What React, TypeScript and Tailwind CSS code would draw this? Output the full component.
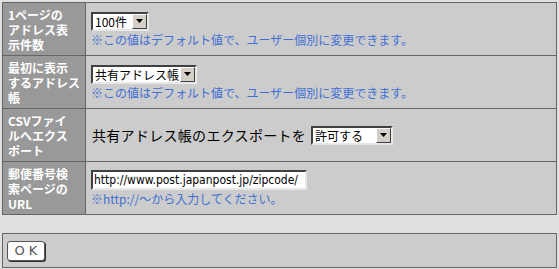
import React from 'react';

const jp = { fontFamily: '"Noto Sans CJK JP", "DejaVu Sans", sans-serif' };

// Win-classic style select box (drawn, not native)
const FakeSelect = ({ label, width }: { label: string; width: string }) => (
  <div
    className={`flex items-center h-[19px] bg-white border-2 border-t-[#404040] border-l-[#404040] border-b-[#e8e8e8] border-r-[#e8e8e8] ${width}`}
  >
    <span className="flex-1 pl-[2px] text-[12px] leading-[15px] text-black whitespace-nowrap">{label}</span>
    <span className="flex items-center justify-center w-[15px] h-[15px] shrink-0 bg-[#d4d0c8] border border-t-white border-l-white border-b-[#404040] border-r-[#404040]">
      <svg width="7" height="4" viewBox="0 0 7 4">
        <polygon points="0,0 7,0 3.5,4" fill="#000" />
      </svg>
    </span>
  </div>
);

const Note = ({ children }: { children: React.ReactNode }) => (
  <div className="mt-[2px] h-[14px] text-[12px] leading-[14px] text-[#3f6fd4] whitespace-nowrap">{children}</div>
);

const rows = [
  { label: ['1ページの', 'アドレス表', '示件数'] },
  { label: ['最初に表示', 'するアドレス', '帳'] },
  { label: ['CSVファイ', 'ルへエクス', 'ポート'] },
  { label: ['郵便番号検', '索ページの', 'URL'] },
];

const Label = ({ lines }: { lines: string[] }) => (
  <div className="w-[83px] shrink-0 bg-[#999999] border-r border-[#666] flex flex-col justify-center pl-[5px]">
    {lines.map((l) => (
      <div key={l} className="h-[15px] text-white font-bold text-[12px] leading-[15px] whitespace-nowrap">{l}</div>
    ))}
  </div>
);

export default function App() {
  return (
    <div className="w-[559px] h-[269px] bg-[#e0e0e0] pt-[2px] pl-[2px]" style={jp}>
      <div className="w-[555px] border border-[#666] bg-[#cccccc]">
        {/* 表示件数 */}
        <div className="flex h-[52px]">
          <Label lines={rows[0].label} />
          <div className="flex-1 flex flex-col justify-center pl-[5px]">
            <FakeSelect label="100件" width="w-[58px]" />
            <Note>※この値はデフォルト値で、ユーザー個別に変更できます。</Note>
          </div>
        </div>

        {/* 最初に表示 */}
        <div className="flex h-[53px] border-t border-[#666]">
          <Label lines={rows[1].label} />
          <div className="flex-1 flex flex-col justify-center pl-[5px]">
            <FakeSelect label="共有アドレス帳" width="w-[106px]" />
            <Note>※この値はデフォルト値で、ユーザー個別に変更できます。</Note>
          </div>
        </div>

        {/* CSV */}
        <div className="flex h-[53px] border-t border-[#666]">
          <Label lines={rows[2].label} />
          <div className="flex-1 flex items-center pl-[6px] gap-[5px]">
            <span className="text-[14px] tracking-[0.3px] text-black whitespace-nowrap">共有アドレス帳のエクスポートを</span>
            <FakeSelect label="許可する" width="w-[82px]" />
          </div>
        </div>

        {/* 郵便番号 */}
        <div className="flex h-[53px] border-t border-[#666]">
          <Label lines={rows[3].label} />
          <div className="flex-1 flex flex-col justify-center pl-[5px]">
            <div className="w-[216px] h-[20px] bg-white border-2 border-t-[#404040] border-l-[#404040] border-b-[#e8e8e8] border-r-[#e8e8e8] flex items-center pl-[1px]">
              <span className="text-[12px] leading-[15px] text-black whitespace-nowrap" style={{ fontFamily: '"DejaVu Sans Condensed", "DejaVu Sans", sans-serif' }}>
                http://www.post.japanpost.jp/zipcode/
              </span>
            </div>
            <Note>※http://～から入力してください。</Note>
          </div>
        </div>
      </div>

      <div className="mt-[18px] w-[555px] h-[35px] border border-[#666] bg-[#cccccc] flex items-center pl-[4px]">
        <button className="w-[38px] h-[20px] bg-white border border-[#555] rounded-[3px] shadow-[1px_1px_0_#333] text-[13px] leading-none text-[#555] tracking-[4px] pl-[4px]" style={{ fontFamily: '"DejaVu Sans", sans-serif' }}>
          OK
        </button>
      </div>
    </div>
  );
}
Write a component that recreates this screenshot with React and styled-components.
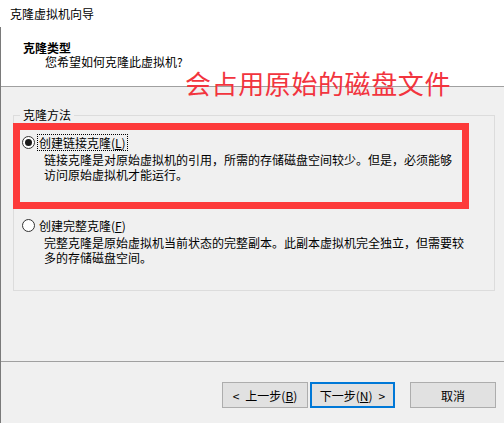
import React from 'react';
import styled, { createGlobalStyle } from 'styled-components';

const GlobalStyle = createGlobalStyle`
  html, body {
    margin: 0;
    padding: 0;
    background: #f0f0f0;
  }
  * {
    box-sizing: border-box;
  }
`;

const Window = styled.div`
  position: relative;
  width: 504px;
  height: 423px;
  overflow: hidden;
  background: #f0f0f0;
  font-family: "Noto Sans CJK SC", "Liberation Sans", sans-serif;
  font-size: 12px;
  color: #000;
`;

const TitleBar = styled.div`
  height: 27px;
  line-height: 27px;
  padding-left: 10px;
  background: #fff;
`;

const Frame = styled.div`
  border-left: 1px solid #7a7a7a;
  height: 396px;
  display: flex;
  flex-direction: column;
`;

const Header = styled.div`
  height: 60px;
  background: #fff;
  border-bottom: 1px solid #a0a0a0;
  padding-top: 14px;
`;

const Heading = styled.div`
  font-weight: bold;
  line-height: 14px;
  padding-left: 22px;
`;

const SubHeading = styled.div`
  line-height: 14px;
  padding-left: 44px;
`;

const Body = styled.div`
  flex: 1;
  padding: 28px 9px 0 12px;
`;

const GroupBox = styled.div`
  position: relative;
  height: 176px;
  border: 1px solid #dcdcdc;
  padding: 18px 8px 0 8px;
`;

const GroupLabel = styled.span`
  position: absolute;
  top: -9px;
  left: 6px;
  padding: 0 3px;
  line-height: 16px;
  background: #f0f0f0;
`;

const Option = styled.div`
  margin-top: ${({ $gap }) => $gap || 0}px;
`;

const OptionRow = styled.div`
  display: flex;
  align-items: center;
  height: 17px;
  gap: 2px;
`;

const Radio = styled.span`
  width: 13px;
  height: 13px;
  border-radius: 50%;
  border: 1px solid #333;
  background: #fff;
  display: flex;
  align-items: center;
  justify-content: center;
  flex-shrink: 0;
  &::after {
    content: '';
    display: ${({ $checked }) => ($checked ? 'block' : 'none')};
    width: 7px;
    height: 7px;
    border-radius: 50%;
    background: #1a1a1a;
  }
`;

const OptionLabel = styled.span`
  line-height: 15px;
  padding: 0 1px;
  border: 1px dotted ${({ $focused }) => ($focused ? '#000' : 'transparent')};
  & u {
    text-decoration: underline;
    text-underline-offset: 1px;
  }
`;

const Description = styled.div`
  margin-top: 1px;
  padding-left: 22px;
  line-height: 15px;
  width: 450px;
`;

const Footer = styled.div`
  height: 62px;
  border-top: 1px solid #a0a0a0;
  display: flex;
  justify-content: flex-end;
  align-items: flex-start;
  padding: 20px 8px 0 0;
`;

const ButtonGroup = styled.div`
  display: flex;
  gap: 2px;
  margin-right: 15px;
`;

const Button = styled.button`
  width: ${({ $w }) => $w || 86}px;
  height: 26px;
  background: #e1e1e1;
  border: ${({ $primary }) => ($primary ? '2px solid #0078d7' : '1px solid #adadad')};
  font-family: inherit;
  font-size: 12px;
  color: #000;
  padding: 0;
  display: flex;
  align-items: center;
  justify-content: center;
  gap: 6px;
  & u {
    text-underline-offset: 1px;
  }
`;

const Annotation = styled.div`
  position: absolute;
  left: 185px;
  top: 68px;
  font-size: 26px;
  line-height: 30px;
  letter-spacing: 0.6px;
  color: #f2343e;
  white-space: nowrap;
`;

const Highlight = styled.div`
  position: absolute;
  left: 13px;
  top: 123px;
  width: 456px;
  height: 86px;
  border: 7px solid #fd3a3a;
  pointer-events: none;
`;

export default function App() {
  return (
    <>
      <GlobalStyle />
      <Window>
        <TitleBar>克隆虚拟机向导</TitleBar>
        <Frame>
          <Header>
            <Heading>克隆类型</Heading>
            <SubHeading>您希望如何克隆此虚拟机?</SubHeading>
          </Header>
          <Body>
            <GroupBox>
              <GroupLabel>克隆方法</GroupLabel>
              <Option>
                <OptionRow>
                  <Radio $checked />
                  <OptionLabel $focused>
                    创建链接克隆(<u>L</u>)
                  </OptionLabel>
                </OptionRow>
                <Description>
                  链接克隆是对原始虚拟机的引用，所需的存储磁盘空间较少。但是，必须能够
                  <br />
                  访问原始虚拟机才能运行。
                </Description>
              </Option>
              <Option $gap={35}>
                <OptionRow>
                  <Radio />
                  <OptionLabel>
                    创建完整克隆(<u>F</u>)
                  </OptionLabel>
                </OptionRow>
                <Description>
                  完整克隆是原始虚拟机当前状态的完整副本。此副本虚拟机完全独立，但需要较
                  <br />
                  多的存储磁盘空间。
                </Description>
              </Option>
            </GroupBox>
          </Body>
          <Footer>
            <ButtonGroup>
              <Button>
                <span>&lt;</span>
                <span>
                  上一步(<u>B</u>)
                </span>
              </Button>
              <Button $primary $w={85}>
                <span>
                  下一步(<u>N</u>)
                </span>
                <span>&gt;</span>
              </Button>
            </ButtonGroup>
            <Button>取消</Button>
          </Footer>
        </Frame>
        <Annotation>会占用原始的磁盘文件</Annotation>
        <Highlight />
      </Window>
    </>
  );
}
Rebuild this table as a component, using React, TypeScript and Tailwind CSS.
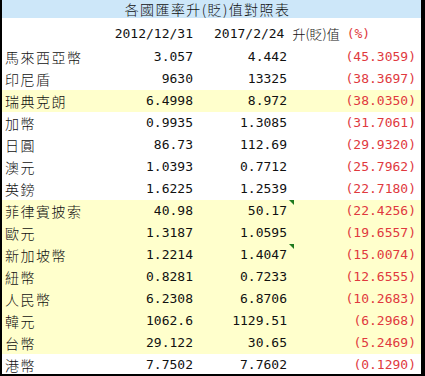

· · ·

◆ Task to carry out:
Go through the material and copy out every line with "components" in it.

◆ Result:
Write a component that recreates this screenshot with React and styled-components.
import styled, { createGlobalStyle } from 'styled-components';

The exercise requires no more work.